I thought of the deep ditch and bank I’d excavated at Badbury last March. Lorraine sent the ceramics report back a few weeks ago. The fragments of pot in the bank and near the bottom of the ditch dated to this period of climate change, about 3000 years ago.

We got back in the car. Calm: that sense of relief to be in a sheltered place.

In the afternoon, Mansley Coombe, one of the five upland deserted medieval settlements on Holnicote. The Peatland Project is paying for a survey by Hazel to locate archaeology so that the peat creation work doesn’t damage it.

One of the house platforms (the moss covers, stones that once supported walls) beside the stream at Mansley Coombe deserted medieval settlement.

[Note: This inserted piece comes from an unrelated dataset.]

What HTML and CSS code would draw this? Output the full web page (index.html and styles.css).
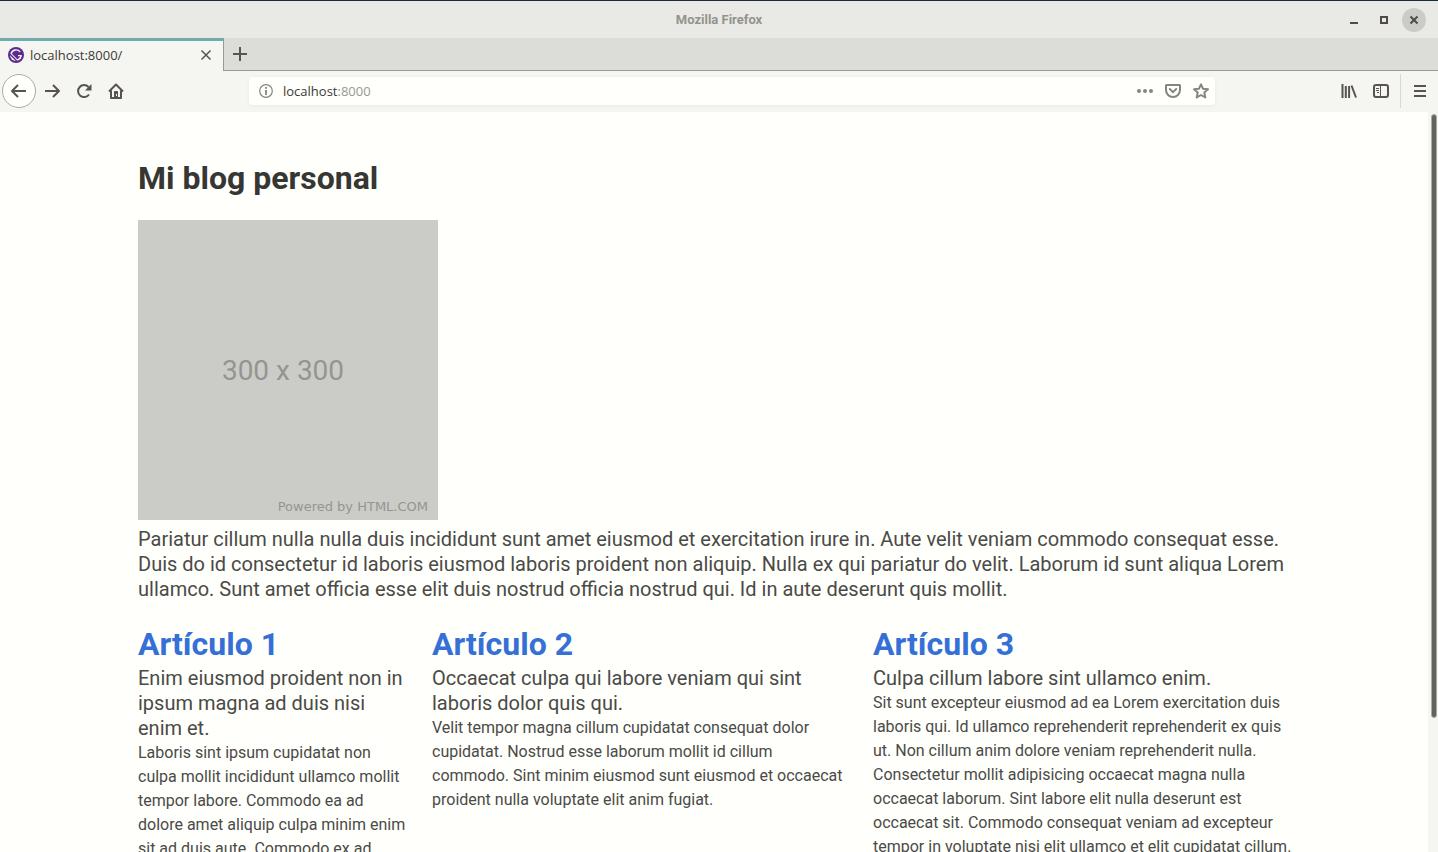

At Mansley, amongst some gnarled trees. A group of 7 or 8 small rectangular stone and earthwork building platforms. They lie beside a stream above a group of abandoned strip lynchets and clearance cairns. Never an easy place to farm.

Once again, a warmer 13th century made it worthwhile to make a living on this marginal land.. but the climate became colder and wetter.. and then came the Black Death in the 1340s. The farming families left and never returned.

Exmoor’s a raw, beautiful and exhilarating place but not a soft option. It was time to drive home to my easy, curving Wiltshire downlands.

3 thoughts on “Below the Holnicote Peat

  1. Loved this. We live not far from the south western edge of Exmoor and you reminded me that it’s time to visit again. It also reminds me of one of the reasons why I support the National Trust, as I have been interested in archaeology all my life. Thank you!

    • I’m glad you liked it Don. Archaeology is full of surprises and this discovery of woodland below the peat was an aspect of the subject that I’d never had the chance to experience before. It will be exciting to discover what the specialists make of this rare survival.

  2. Always fascinating professor and beautifully written. Glad you were discovering, rather than me-sounds rather inhospitable tho imagining how people lived their lives there, eye-opening! Thank you.